Nous réclamons ici la constance
de votre zèle en faveur de la Religion contre les ennemis du célibat
ecclésiastique, contre cette ligue impure qui s'agite et s'étend
chaque jour, qui se grossit même par le mélange honteux de
plusieurs transfuges de l'ordre clérical et des plus impudents philosophes
de notre siècle. Oublieux d'eux-mêmes et de leur devoir, jouets
de passions séductrices, ces transfuges ont poussé la licence
au point d'oser, en plusieurs endroits, présenter aux princes des
requêtes, même publiques et réitérées,
pour obtenir l'abolition de ce point sacré de discipline. Mais nous
rougissons d'arrêter longtemps vos regards sur de si honteuses tentatives,
et plein de confiance en votre religion, nous nous reposons sur vous du
soin de défendre de toutes vos forces, d'après les règles
des saints Canons, une loi de si haute importance, de la conserver dans
toute son intégrité, et de repousser les traits dirigés
contre elle de tous côtés par des hommes que tourmentent les
plus infâmes passions.
Un autre objet appelle notre commune
sollicitude, c'est le mariage des chrétiens, cette alliance honorable
que saint Paul a appelée " un grand Sacrement en Jésus-Christ
et en son Église " (Ad Hebr. XIII, 4). Étouffons les opinions
hardies et les innovations téméraires qui pourraient compromettre
la sainteté de ses liens et leur indissolubilité. Déjà
cette recommandation vous avait été faite d'une manière
toute particulière par les Lettres de notre prédécesseur
Pie VIII, d'heureuse mémoire. Cependant les attaques de l'ennemi
vont toujours croissant ; il faut donc avoir soin d'enseigner au peuple
que le mariage, une fois légitimement contracté, ne peut
plus être dissous ; que Dieu a imposé aux époux qu'il
a unis l'obligation de vivre en perpétuelle société,
et que le noeud qui les lie ne peut être rompu que par la mort. N'oubliant
jamais que le mariage est renfermé dans le cercle des choses saintes
et placé par conséquent sous la juridiction de l'Église,
les fidèles auront sous les yeux les lois qu'elle-même a faites
à cet égard ; ils y obéiront avec un respect et une
exactitude religieuse, persuadés que, de leur exécution,
dépendent absolument les droits, la stabilité et la légitimité
de l'union conjugale.
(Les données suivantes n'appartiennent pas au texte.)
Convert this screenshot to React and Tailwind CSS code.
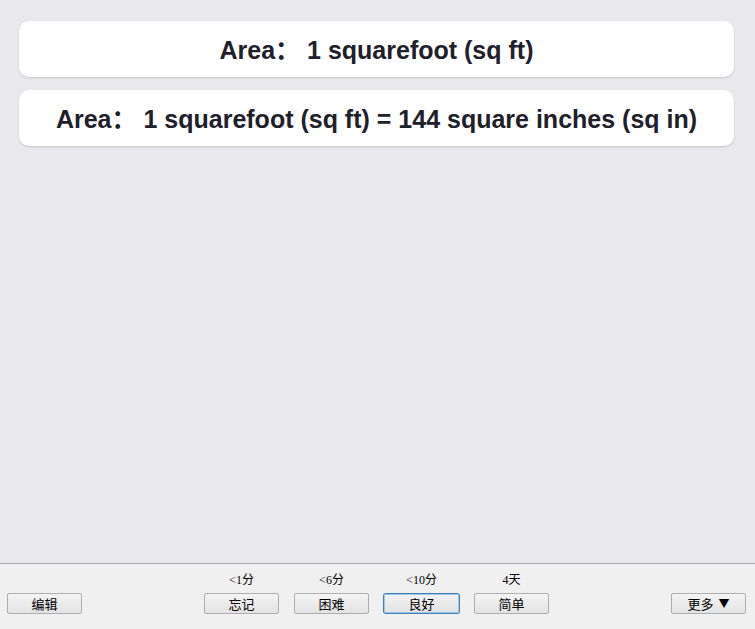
export default function App() {
  const cardText =
    "font-['Liberation_Sans','Noto_Sans_CJK_SC',sans-serif] font-bold text-[25px] text-[#20202a] leading-none pt-[2px]";
  const btn =
    "w-[75px] h-[21px] flex items-center justify-center rounded-[2px] border border-[#adadad] bg-gradient-to-b from-[#f4f4f4] to-[#e3e3e3] text-[13px] text-black leading-none font-['Noto_Sans_CJK_SC',sans-serif]";
  const btnFocus =
    "w-[75px] h-[19px] my-[1px] flex items-center justify-center rounded-[2px] border border-[#9cc8ee] shadow-[0_0_0_1px_#3c7fb1] bg-gradient-to-b from-[#f2f2f2] to-[#e3e3e3] text-[13px] text-black leading-none font-['Noto_Sans_CJK_SC',sans-serif]";
  const label =
    "h-[14px] flex items-center justify-center text-[12px] text-black leading-none font-['Liberation_Serif','Noto_Sans_CJK_SC',serif]";
  const items = [
    { l: "<1分", b: "忘记" },
    { l: "<6分", b: "困难" },
    { l: "<10分", b: "良好", focus: true },
    { l: "4天", b: "简单" },
  ];
  return (
    <div className="h-[629px] w-[755px] flex flex-col bg-[#e9e9ed] overflow-hidden">
      <div className="flex-1 flex flex-col gap-[13px] pt-[21px] pl-[19px] pr-[21px]">
        <div className="h-[56px] rounded-[10px] bg-white shadow-[0_1px_2px_rgba(0,0,0,0.15)] flex items-center justify-center">
          <span className={cardText}>Area： 1 squarefoot (sq ft)</span>
        </div>
        <div className="h-[56px] rounded-[10px] bg-white shadow-[0_1px_2px_rgba(0,0,0,0.15)] flex items-center justify-center">
          <span className={cardText}>Area： 1 squarefoot (sq ft) = 144 square inches (sq in)</span>
        </div>
      </div>
      <div className="h-[66px] border-t border-[#a9a9a9] bg-[#f0f0f0] grid grid-cols-[1fr_auto_1fr] items-end pb-[15px]">
        <div className="pl-[7px]">
          <div className={btn}>编辑</div>
        </div>
        <div className="flex gap-[15px] items-end pr-[2px]">
          {items.map((it) => (
            <div key={it.b} className="flex flex-col items-center gap-[6px]">
              <div className={label}>{it.l}</div>
              <div className={it.focus ? btnFocus : btn}>{it.b}</div>
            </div>
          ))}
        </div>
        <div className="flex justify-end pr-[9px]">
          <div className={btn}>
            <span>更多</span>
            <span className="ml-[5px] text-[11px]">▼</span>
          </div>
        </div>
      </div>
    </div>
  );
}
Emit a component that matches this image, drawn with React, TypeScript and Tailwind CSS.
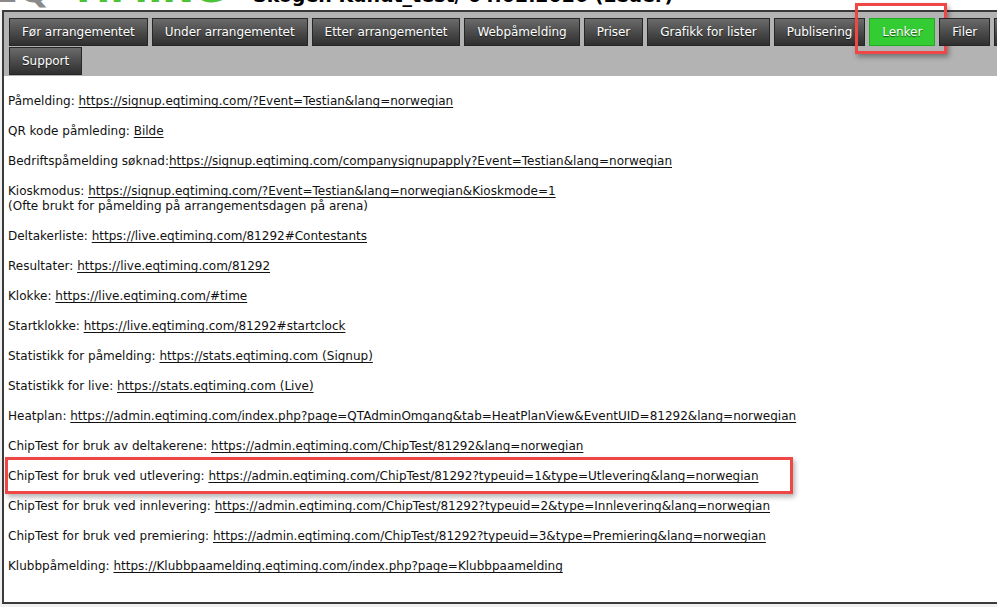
import React from "react";

type Item = { label: string; href: string; text?: string; sep?: string; note?: string; mark?: boolean };

const tabs = [
  "Før arrangementet",
  "Under arrangementet",
  "Etter arrangementet",
  "Webpåmelding",
  "Priser",
  "Grafikk for lister",
  "Publisering",
  "Lenker",
  "Filer",
  "Admin",
  "Support",
];

const links: Item[] = [
  { label: "Påmelding:", href: "https://signup.eqtiming.com/?Event=Testian&lang=norwegian" },
  { label: "QR kode påmleding:", href: "#", text: "Bilde" },
  { label: "Bedriftspåmelding søknad:", sep: "", href: "https://signup.eqtiming.com/companysignupapply?Event=Testian&lang=norwegian" },
  {
    label: "Kioskmodus:",
    href: "https://signup.eqtiming.com/?Event=Testian&lang=norwegian&Kioskmode=1",
    note: "(Ofte brukt for påmelding på arrangementsdagen på arena)",
  },
  { label: "Deltakerliste:", href: "https://live.eqtiming.com/81292#Contestants" },
  { label: "Resultater:", href: "https://live.eqtiming.com/81292" },
  { label: "Klokke:", href: "https://live.eqtiming.com/#time" },
  { label: "Startklokke:", href: "https://live.eqtiming.com/81292#startclock" },
  { label: "Statistikk for påmelding:", href: "#", text: "https://stats.eqtiming.com (Signup)" },
  { label: "Statistikk for live:", href: "#", text: "https://stats.eqtiming.com (Live)" },
  {
    label: "Heatplan:",
    href: "https://admin.eqtiming.com/index.php?page=QTAdminOmgang&tab=HeatPlanView&EventUID=81292&lang=norwegian",
  },
  { label: "ChipTest for bruk av deltakerene:", href: "https://admin.eqtiming.com/ChipTest/81292&lang=norwegian" },
  {
    label: "ChipTest for bruk ved utlevering:",
    href: "https://admin.eqtiming.com/ChipTest/81292?typeuid=1&type=Utlevering&lang=norwegian",
    mark: true,
  },
  {
    label: "ChipTest for bruk ved innlevering:",
    href: "https://admin.eqtiming.com/ChipTest/81292?typeuid=2&type=Innlevering&lang=norwegian",
  },
  {
    label: "ChipTest for bruk ved premiering:",
    href: "https://admin.eqtiming.com/ChipTest/81292?typeuid=3&type=Premiering&lang=norwegian",
  },
  { label: "Klubbpåmelding:", href: "https://Klubbpaamelding.eqtiming.com/index.php?page=Klubbpaamelding" },
];

function Tab({ name }: { name: string }) {
  const active = name === "Lenker";
  return (
    <div className="relative">
      <button
        className={
          "h-[28px] px-[12px] text-[12px] tracking-[-0.04px] text-white border [text-shadow:0_1px_1px_rgba(0,0,0,0.6)] " +
          (active
            ? "bg-[#33cc33] border-[#22aa22]"
            : "bg-gradient-to-b from-[#6b6b6b] to-[#2f2f2f] border-[#262626]")
        }
      >
        {name}
      </button>
      {active && (
        <div className="absolute left-[-14px] top-[-15px] w-[92px] h-[51px] border-[3px] border-[#ef4646] shadow-[2px_3px_5px_rgba(0,0,0,0.35)] pointer-events-none" />
      )}
    </div>
  );
}

export default function App() {
  return (
    <div
      className="w-[997px] h-[607px] overflow-hidden bg-[#f0f0f0] text-black"
      style={{ fontFamily: '"DejaVu Sans", Verdana, sans-serif' }}
    >
      {/* page header, scrolled mostly out of view */}
      <div className="h-[10px] overflow-hidden bg-white">
        <div className="flex items-baseline mt-[-33px] h-[47px] leading-[44px]">
          <div className="w-[253px] shrink-0 flex items-baseline">
            <span className="ml-[-8px] text-[38px] font-bold text-[#8a8a8a]">EQ</span>
            <span className="ml-[20px] text-[38px] font-bold text-[#4cc236]">TIMING</span>
          </div>
          <span className="text-[19px] font-bold text-black whitespace-nowrap">Skogen Kundt_test/ 04.02.2026 (Leder)</span>
        </div>
      </div>

      <div className="ml-[2px] h-[594px] border-2 border-r-0 border-[#3a3a3a] bg-white">
        {/* menu */}
        <nav className="bg-[#b3b3b3] pl-[5px] pt-[6px] pb-[1px] flex flex-wrap gap-x-[4px] gap-y-[1px] w-[1080px]">
          {tabs.map((t) => (
            <Tab key={t} name={t} />
          ))}
        </nav>

        {/* link list */}
        <div className="pl-[4px] pt-[18px] flex flex-col gap-[15px] text-[12px] leading-[15px] text-[#111]">
          {links.map((l) => (
            <div key={l.label} className="relative">
              <div>
                {l.label}
                {l.sep ?? " "}
                <a href={l.href} className="underline underline-offset-[2px] text-[#111]">
                  {l.text ?? l.href}
                </a>
              </div>
              {l.note && <div>{l.note}</div>}
              {l.mark && (
                <div className="absolute left-[-3px] top-[-12px] w-[788px] h-[37px] border-[3px] border-[#ef4646] shadow-[2px_3px_5px_rgba(0,0,0,0.3)] pointer-events-none" />
              )}
            </div>
          ))}
        </div>
      </div>
    </div>
  );
}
Qu'ils se gardent d'admettre en aucune façon
rien de ce qui déroge aux règles canoniques et aux décrets
des conciles ; sachant bien qu'une alliance sera toujours malheureuse,
lorsqu'elle aura été formée, soit en violant la discipline
ecclésiastique, soit avant d'avoir obtenu la bénédiction
divine, soit en ne suivant que la fougue d'une passion qui ne leur permet
de penser ni au sacrement, ni aux mystères augustes qu'il signifie.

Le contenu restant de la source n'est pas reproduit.